There are a few people I have worked with who are on the same page, but we all know that our promotion chances would be dead in the water if we brought up anything “non PC”.
The Home Office is hostile to those who speak up internally, unless their complaint is about diversity or discrimination or some other civil service obsession.
Home Office directives and pressure to clear the backlog of asylum cases has caused caseworkers to cut corners. The default is now to err on the side of accepting people. For example, we have been told to cut down the time it takes to conduct asylum interviews, which has led to confusion and a lack of clarity over some cases.
Even as someone who is sceptical of many applications, internal targets and incentives mean that I feel under huge pressure to accept people. It takes less than half an hour to accept a case, while it takes around a day to write up a report to reject someone (this is because you have to lay out the evidence as to why you rejected it for legal reasons, which is a timely process).
The top brass have told us to be on the lookout for applications (even citing a string of recent cases), that use the same wording, or similar stories, and are often submitted by people using the same immigration lawyer. We know that many law firms tell applicants to submit the same hokum that has been proven to work previously but we have not been told to stop granting asylum in these cases.
The Home Office ethos and “values” are all around safeguarding asylum seekers and protecting their welfare.
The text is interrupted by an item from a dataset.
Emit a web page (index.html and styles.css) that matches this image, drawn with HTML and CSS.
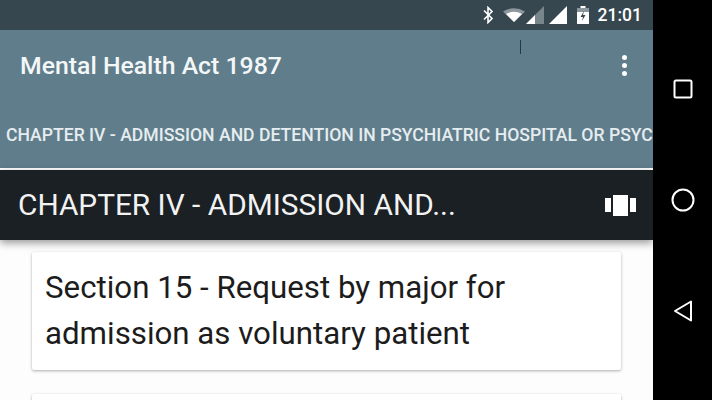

My department is failing in its first mission and priority, to protect the British public.
A Home Office spokesperson said: “The Home Office treats its staff equally and fairly. It is a place where staff can be themselves at work and share their experiences.
“We do not recognise these claims on the processing of asylum claims. There are thorough processes in place to ensure all claims are decided without bias, and any staff with concerns should raise them through departmental processes.”